Think about what this act means. It was suppression, yes — an erasure of Hindu identity in a land where that identity was under siege. But it was also, unintentionally, an act of preservation. The plaster protected the carvings from weather, from further vandalism, from the slow erosion of time. Beneath it, the lotus and the yakshas and the images of Shiva waited in darkness for centuries, preserved like a memory held in breath. Cunningham had the plaster carefully removed, and the art beneath was revealed — nine centuries of concealment ended in an afternoon. The temple breathed again.
Years earlier, in 1822, the explorer George Trebeck had made his own pilgrimage. There was no boat available, so he swam — actually swam — across the tank, entered the waterlogged sanctum, and examined the ceiling. He found nothing remarkable. The plaster was still intact. He swam through cold water to see what he thought was a plain, whitewashed surface, never knowing that beneath it lay one of the greatest works of art in Kashmir. The temple kept its secret even from those brave enough to seek it. It would take Cunningham's trained eye, twenty-four years later, to recognise that the plainness was itself a disguise.
The ground around this temple is heavy with buried stories. In the 1920s, as British-built military barracks were being constructed nearby, workers digging foundations struck something hard in the earth. They had found not bedrock, but gods. Twenty Hindu sculptures, buried in the soil — eight of Shiva in various forms, seated and standing; five of Matrika goddesses; and one each of Ganga and Ganesha. These were not crude idols. They were masterworks dating from the second to the eighth century, centuries older than the temple itself, buried in the earth — almost certainly to save them from the iconoclastic fury that swept Kashmir in the fourteenth and fifteenth centuries.
Imagine the desperation of those who buried them — knowing that every visible trace of your faith was being targeted for obliteration, and choosing, in the last hours, not to flee with your gods but to press them into the forgiving earth. Twenty gods, interred in darkness for five hundred years. Some now rest in the Shri Pratap Singh Museum in Srinagar. Others have been lost. But their discovery tells us something urgent: beneath the soil of Kashmir, an entire civilisation lies hidden, pressing upward against the weight of forgetting.
Kalhana records that around 960 CE, during the reign of King Abhimanyu, a great fire swept through Pandrethan. The entire capital — houses, palaces, marketplaces, libraries — burned to the ground. The only structure that survived was this small Shiva temple, standing in its tank of water. The water stopped the flames, as it would later stop the hands of vandals. Twice in a thousand years, destruction came to Pandrethan in different forms, and twice the water rose up to say: Not this one. This one stays.

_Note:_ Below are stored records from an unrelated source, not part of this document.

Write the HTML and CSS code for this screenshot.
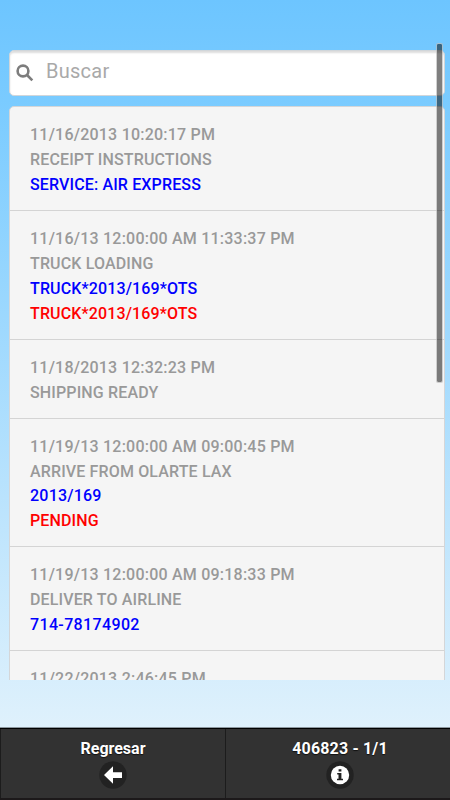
FILE: index.html
```html
<!DOCTYPE html>
<html lang="es">
<head>
<meta charset="utf-8">
<meta name="viewport" content="width=device-width">
<title>Regresar</title>
<link rel="stylesheet" href="styles.css">
</head>
<body>
<main class="content">
  <label class="search">
    <svg class="search-icon" viewBox="0 0 18 18"><circle cx="7" cy="7" r="5.4"/><path d="M11 11L16.3 16.3"/></svg>
    <span class="placeholder">Buscar</span>
  </label>
  <ul class="list">
    <li><p class="num">11/16/2013 10:20:17 PM</p><p>RECEIPT INSTRUCTIONS</p><p class="blue">SERVICE: AIR EXPRESS</p></li>
    <li><p class="num">11/16/13 12:00:00 AM 11:33:37 PM</p><p>TRUCK LOADING</p><p class="blue">TRUCK*2013/169*OTS</p><p class="red">TRUCK*2013/169*OTS</p></li>
    <li><p class="num">11/18/2013 12:32:23 PM</p><p>SHIPPING READY</p></li>
    <li><p class="num">11/19/13 12:00:00 AM 09:00:45 PM</p><p>ARRIVE FROM OLARTE LAX</p><p class="blue num">2013/169</p><p class="red">PENDING</p></li>
    <li><p class="num">11/19/13 12:00:00 AM 09:18:33 PM</p><p>DELIVER TO AIRLINE</p><p class="blue code">714-78174902</p></li>
    <li><p class="num">11/22/2013 2:46:45 PM</p></li>
  </ul>
  <div class="scrollbar"></div>
</main>
<footer class="footer">
  <div class="tab"><span>Regresar</span>
    <svg class="tab-icon" viewBox="0 0 28 28"><circle class="disc" cx="14" cy="14" r="13.7"/><path class="white" d="M5 14L14 5.2V11.2H23V17H14V22.8Z"/></svg>
  </div>
  <div class="tab info"><span>406823 - 1/1</span>
    <svg class="tab-icon" viewBox="0 0 28 28"><circle class="disc" cx="14" cy="14" r="13.7"/><circle class="white" cx="14" cy="14" r="9.2"/><path class="mark" d="M12.6 8.2h2.8v2.3h-2.8zM11.2 12h4.2v5.7H17v1.6h-6v-1.6h1.5v-4.1h-1.3z"/></svg>
  </div>
</footer>
</body>
</html>
```
FILE: styles.css
```css
* { box-sizing: border-box; }
body {
  margin: 0;
  height: 800px;
  overflow: hidden;
  display: flex;
  flex-direction: column;
  font-family: Roboto, "Liberation Sans", sans-serif;
  background: linear-gradient(#6dc5ff 0, #7acbff 100px, #dff1fc 728px);
}
.content {
  position: relative;
  height: 680px;
  padding: 50px 5px 0 9px;
  overflow: hidden;
}
.search {
  display: flex;
  align-items: center;
  height: 46px;
  padding: 0 7px 3px 6px;
  background: #fff;
  border: 1px solid #d1d6da;
  border-radius: 5px;
  box-shadow: inset 0 2px 2px #ddd;
  color: #a9a9a9;
  font-size: 20px;
  letter-spacing: .25px;
}
.placeholder { padding-bottom: 2px; }
.search-icon {
  width: 18px;
  height: 18px;
  margin: 3px 12px 0 0;
  fill: none;
  stroke: #7d7d7d;
  stroke-width: 2.6;
}
.list {
  list-style: none;
  margin: 10px 0 0;
  padding: 0;
  background: #f5f5f5;
  border: 1px solid #d4d6d8;
  border-radius: 5px;
}
.list li {
  padding: 16px 20px 12px;
  border-bottom: 1px solid #d4d4d4;
}
.list p {
  margin: 0;
  color: #999;
  font-size: 16px;
  font-weight: 500;
  line-height: 24.95px;
  letter-spacing: .14px;
  white-space: nowrap;
}
.list .num { letter-spacing: .22px; }
.list .code { letter-spacing: .36px; }
.list .blue { color: #00f; }
.list .red { color: #f00; }
.scrollbar {
  position: absolute;
  left: 436px;
  top: 43px;
  width: 7px;
  height: 340px;
  border: 1px solid rgba(190, 190, 190, .7);
  border-radius: 2px;
  background: rgba(0, 0, 0, .5);
  background-clip: padding-box;
}
.footer {
  display: flex;
  height: 72px;
  margin-top: 48px;
  background: #323232;
  border-top: 1px solid #000;
  border-bottom: 2px solid #1c191a;
  box-shadow: 0 -1px 0 #8c979e;
}
.tab {
  flex: 0 0 50%;
  display: flex;
  flex-direction: column;
  align-items: center;
  padding-top: 10px;
  border-left: 1px solid #1c1c1c;
  color: #fff;
  font-size: 16px;
  font-weight: 700;
  line-height: 19px;
  text-shadow: 0 1px 1px #111;
}
.info { padding-left: 4px; letter-spacing: .15px; }
.tab-icon { width: 28px; height: 28px; margin-top: 3px; }
.disc { fill: #222; }
.white { fill: #fff; }
.mark { fill: #222; }
```
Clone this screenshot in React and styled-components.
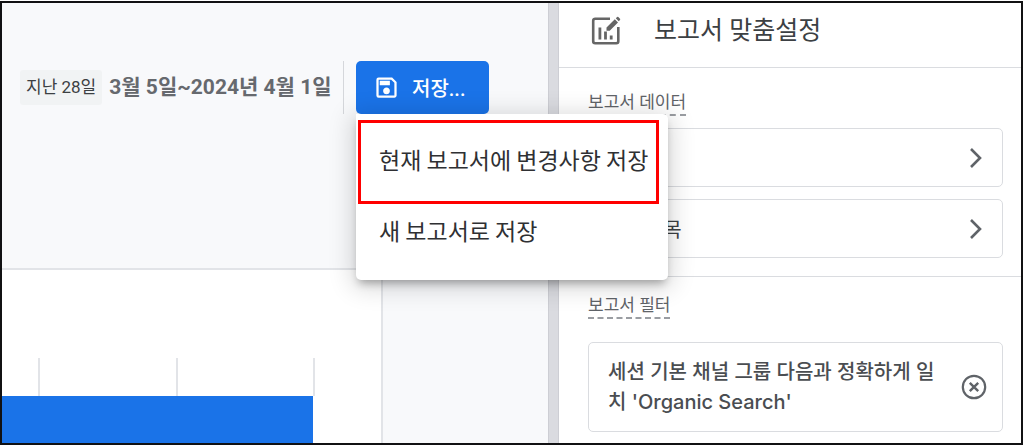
import React, {useState} from "react";
import styled, {createGlobalStyle} from "styled-components";
import {MdOutlineSave} from "react-icons/md";

const GlobalStyle = createGlobalStyle`
  * {
    box-sizing: border-box;
  }

  body {
    margin: 0;
    background-color: #ffffff;
    font-family: Roboto, "Noto Sans CJK KR", sans-serif;
    color: #3c4043;
  }

  button {
    margin: 0;
    padding: 0;
    border: none;
    background: none;
    font: inherit;
    color: inherit;
    cursor: pointer;
  }
`

const StyledPage = styled.div`
  min-height: 100vh;
  padding: 1px 1px 1px 0;
  display: flex;
`

const StyledFrame = styled.div`
  flex: 1;
  display: flex;
  border: 2px solid #111113;
`

const StyledReport = styled.main`
  flex: 13 1 0;
  min-width: 0;
  display: flex;
  flex-direction: column;
  background-color: #f8f9fb;
`

const StyledToolbar = styled.div`
  height: 265px;
  padding: 58px 0 0 18px;
  display: flex;
  align-items: flex-start;
  white-space: nowrap;

  .range {
    width: 324px;
    height: 53px;
    display: flex;
    align-items: center;
    gap: 7px;
    border-right: 1px solid #d5d7db;
  }

  .preset {
    padding: 0 6px;
    border-radius: 3px;
    background-color: #f1f3f4;
    font-size: 17px;
    line-height: 35px;
  }

  .dates {
    font-size: 21px;
    line-height: 35px;
    font-weight: 700;
    color: #66696e;
  }
`

const StyledSave = styled.div`
  position: relative;
  margin-left: 12px;
`

const StyledSaveButton = styled.button`
  height: 53px;
  padding: 0 24px 0 17px;
  display: flex;
  align-items: center;
  gap: 12px;
  border-radius: 5px;
  background-color: #1a73e8;
  color: #ffffff;
  font-size: 20px;
  font-weight: 500;
`

const StyledMenu = styled.div`
  position: absolute;
  z-index: 2;
  top: 100%;
  left: 0;
  width: 312px;
  padding: 9px 0 15px;
  display: flex;
  flex-direction: column;
  border-radius: 0 5px 5px 5px;
  background-color: #ffffff;
  box-shadow: 0 6px 8px -3px rgba(0, 0, 0, .3), 0 4px 24px 4px rgba(0, 0, 0, .16);

  .highlight {
    position: absolute;
    top: 6px;
    left: 2px;
    right: 9px;
    height: 84px;
    border: 3px solid #ff0000;
    pointer-events: none;
  }
`

const StyledMenuItem = styled.button`
  height: 71px;
  padding: 0 23px;
  text-align: left;
  font-family: "Noto Sans CJK KR", sans-serif;
  font-size: 23px;
  line-height: 32px;
  color: #2f3033;
`

const StyledChartCard = styled.section`
  flex: 1;
  margin-right: 165px;
  padding: 88px 66px 0 0;
  display: flex;
  flex-direction: column;
  border: 2px solid #e2e4e8;
  border-width: 2px 2px 0 0;
  background-color: #ffffff;

  .ticks {
    height: 38px;
    display: grid;
    grid-template-columns: 38px 1fr 1fr;
  }

  .tick {
    border-right: 2px solid #e2e4e8;
  }

  .bar {
    flex: 1;
    min-height: 40px;
    margin-right: 2px;
    background-color: #1a73e8;
  }
`

const StyledSplitter = styled.div`
  width: 11px;
  border: 1px solid #cdced4;
  border-width: 0 1px;
  background-color: #dadbe0;
`

const StyledPanel = styled.aside`
  flex: 11 1 0;
  min-width: 0;
  background-color: #ffffff;
`

const StyledPanelHeader = styled.header`
  height: 65px;
  padding: 0 18px 8px 32px;
  display: flex;
  align-items: center;
  gap: 33px;
  border-bottom: 1px solid #dadce0;

  h1 {
    margin: 0;
    font-size: 25px;
    line-height: 32px;
    font-weight: 400;
  }
`

const StyledSection = styled.section`
  padding: ${props => props.$top}px 18px 18px 29px;
  display: flex;
  flex-direction: column;
  align-items: stretch;
  gap: 12px;

  & + & {
    padding-bottom: 10px;
    border-top: 1px solid #dadce0;
  }

  h2 {
    align-self: flex-start;
    margin: 0 0 ${props => props.$labelGap}px;
    border-bottom: 2px dashed #9a9da2;
    font-size: 17px;
    line-height: 24px;
    font-weight: 400;
    color: #5f6368;
  }
`

const StyledRowButton = styled.button`
  height: 59px;
  padding: 0 19px;
  display: flex;
  align-items: center;
  justify-content: space-between;
  border: 1px solid #dadce0;
  border-radius: 5px;
  font-size: 20px;

  svg {
    margin-left: auto;
    color: #5f6368;
  }
`

const StyledFilter = styled.div`
  padding: 14px 15px 14px 19px;
  display: flex;
  align-items: center;
  justify-content: space-between;
  gap: 22px;
  border: 1px solid #dadce0;
  border-radius: 5px;
  font-family: Inter, "Noto Sans CJK KR", sans-serif;
  font-size: 20px;
  line-height: 30px;
  font-weight: 500;
  color: #4a4d51;

  p {
    margin: 0;
  }

  button {
    flex: none;
    display: flex;
    color: #5f6368;
  }
`

const CustomizeIcon = () => (
    <svg width="30" height="30" viewBox="0 0 30 30" fill="none" stroke="#666666" aria-hidden="true">
        <path d="M19 2.7H4.2a2 2 0 0 0-2 2v20.6a2 2 0 0 0 2 2h21.1a2 2 0 0 0 2-2V11" strokeWidth="2.6"/>
        <path d="M8.9 11.5v12M14.5 15.5v8M20.2 19.5v4" strokeWidth="2.8"/>
        <path d="M15.5 14.8v-3.2l8.3-8.3 3.2 3.2-8.3 8.3zM24.8 2.3l1.3-1.3q.6-.5 1.2 0l1.7 1.7q.5.6 0 1.2l-1.3 1.3z" fill="#666666" stroke="none"/>
    </svg>
)

const ChevronIcon = () => (
    <svg width="14" height="22" viewBox="0 0 14 22" fill="none" stroke="currentColor" aria-hidden="true">
        <path d="M2 2l9 9-9 9" strokeWidth="2.6"/>
    </svg>
)

const RemoveIcon = () => (
    <svg width="26" height="26" viewBox="0 0 26 26" fill="none" stroke="currentColor" aria-hidden="true">
        <circle cx="13" cy="13" r="11.2" strokeWidth="2.2"/>
        <path d="M8.8 8.8l8.4 8.4M17.2 8.8l-8.4 8.4" strokeWidth="2.4"/>
    </svg>
)

const SaveMenu = () => {
    const [open, setOpen] = useState(true)

    return (
        <StyledSave>
            <StyledSaveButton type="button" aria-expanded={open} onClick={() => setOpen(!open)}>
                <MdOutlineSave size={27}/>
                저장...
            </StyledSaveButton>
            {open && (
                <StyledMenu role="menu">
                    <StyledMenuItem type="button" role="menuitem">현재 보고서에 변경사항 저장</StyledMenuItem>
                    <StyledMenuItem type="button" role="menuitem">새 보고서로 저장</StyledMenuItem>
                    <div className={"highlight"}/>
                </StyledMenu>
            )}
        </StyledSave>
    )
}

const App = () => {
    const [filtered, setFiltered] = useState(true)

    return (
        <StyledPage>
            <GlobalStyle/>
            <StyledFrame>
                <StyledReport>
                    <StyledToolbar>
                        <div className={"range"}>
                            <span className={"preset"}>지난 28일</span>
                            <span className={"dates"}>3월 5일~2024년 4월 1일</span>
                        </div>
                        <SaveMenu/>
                    </StyledToolbar>
                    <StyledChartCard>
                        <div className={"ticks"}>
                            <div className={"tick"}/>
                            <div className={"tick"}/>
                            <div className={"tick"}/>
                        </div>
                        <div className={"bar"}/>
                    </StyledChartCard>
                </StyledReport>
                <StyledSplitter/>
                <StyledPanel>
                    <StyledPanelHeader>
                        <CustomizeIcon/>
                        <h1>보고서 맞춤설정</h1>
                    </StyledPanelHeader>
                    <StyledSection $top={22} $labelGap={0}>
                        <h2>보고서 데이터</h2>
                        <StyledRowButton type="button" aria-label="측정기준">
                            <ChevronIcon/>
                        </StyledRowButton>
                        <StyledRowButton type="button">
                            측정항목
                            <ChevronIcon/>
                        </StyledRowButton>
                    </StyledSection>
                    <StyledSection $top={16} $labelGap={11}>
                        <h2>보고서 필터</h2>
                        {filtered && (
                            <StyledFilter>
                                <p>세션 기본 채널 그룹 다음과 정확하게 일치 'Organic Search'</p>
                                <button type="button" aria-label="필터 삭제" onClick={() => setFiltered(false)}>
                                    <RemoveIcon/>
                                </button>
                            </StyledFilter>
                        )}
                    </StyledSection>
                </StyledPanel>
            </StyledFrame>
        </StyledPage>
    )
}

export default App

The doorway carries another hidden depth. Carved above the entrance is a relief of Lakulisha — the divine founder of the Pashupata Shaivism sect, one of the oldest Shaivite traditions in India. This is not merely a temple to Shiva. It is a monument to a philosophical school that shaped Hindu thought across the subcontinent. Kashmir was once the intellectual heartland of Shaivism — philosophers like Abhinavagupta, Vasugupta, and Utpaladeva developed systems of thought here that resonate through Hindu philosophy to this day. The Pandrethan temple, with its Lakulisha carving, is a physical remnant of that golden age — a time when Kashmir was a centre of spiritual learning, when scholars came from across India to study in its academies and meditate in its temples.
Today, a small park surrounds the temple, built in 2021, where some excavated artefacts are displayed. Restoration work has been done. The temple is, formally at least, protected. But it remains inside a military cantonment, inaccessible to most pilgrims, unknown to most Kashmiris, invisible to the world. Ashoka's city of ninety-six thousand houses is a footnote in guidebooks, a name that children no longer learn in schools.

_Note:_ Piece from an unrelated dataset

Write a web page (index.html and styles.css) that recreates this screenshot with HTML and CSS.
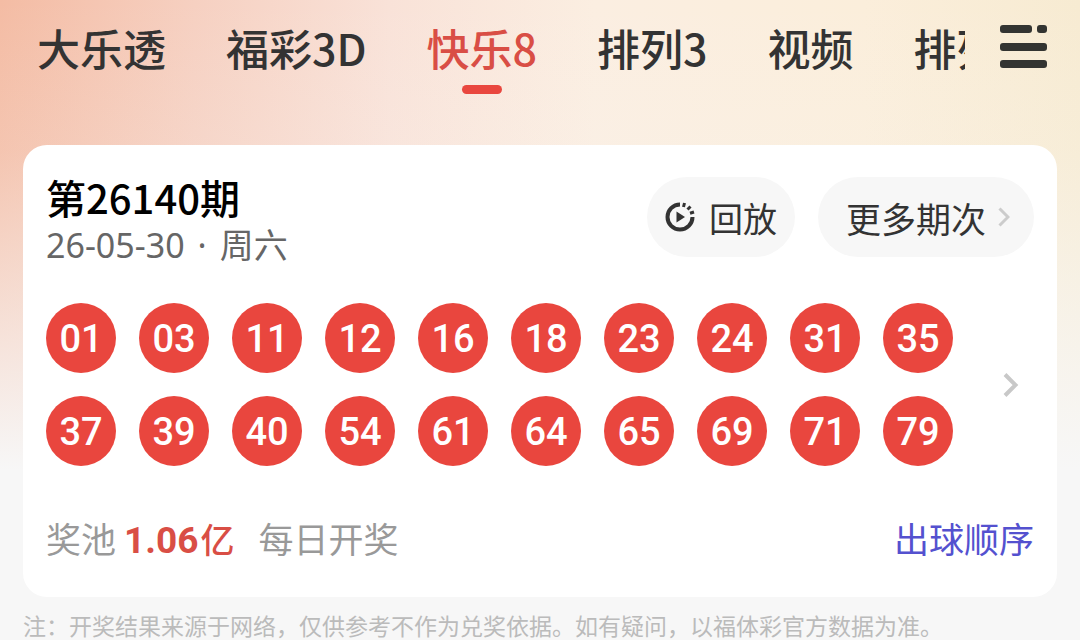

This is what erasure looks like. It does not always come with bulldozers and dynamite. Sometimes it comes with renaming — Puranadhisthana becoming Pandrethan, the first city becoming the old town. Sometimes it comes with plaster, with burial, with the slow forgetting that turns a living heritage into an archaeological curiosity. Sometimes it comes with restricted access and security clearances, with the best of intentions but the same result: the people who should be praying here cannot reach it. The people who should be learning from it do not know it exists.
And yet. The temple stands. The water still rises around its base, as it has for eleven hundred years. The lotus still blooms in stone on a ceiling that has survived fire, conquest, and neglect. The buried gods were found, however imperfectly, and some of them were saved. The plaster was removed, and the art beneath was revealed. Against all the forces of erasure — the renaming, the iconoclasm, the forgetting — this small temple has endured. Not because it was the greatest, not because it was the most powerful, but because the water embraced it, because someone chose concealment over destruction, because a British archaeologist cared enough to remove the plaster, because a worker digging foundations in the 1920s recognised that what he had found was sacred.
This is the story of Hindu heritage in Kashmir. Not a story of triumph, but a story of survival against impossible odds. Not a story of preservation, but a story of rediscovery — again and again, century after century, finding what was hidden and calling it by its true name. The Pandrethan temple does not ask for pity. It asks only to be remembered. To be visited. To be spoken of as what it truly is: not a "water temple" in an old town, but a Shiva temple in the first capital of Kashmir, built by masters whose names we will never know, sheltering the only original ceiling in a valley of lost roofs, holding in its stone the memory of a civilisation that once made this place the intellectual and spiritual centre of India.
Puranadhisthana. The Old Capital. Say the original name. Let it live again.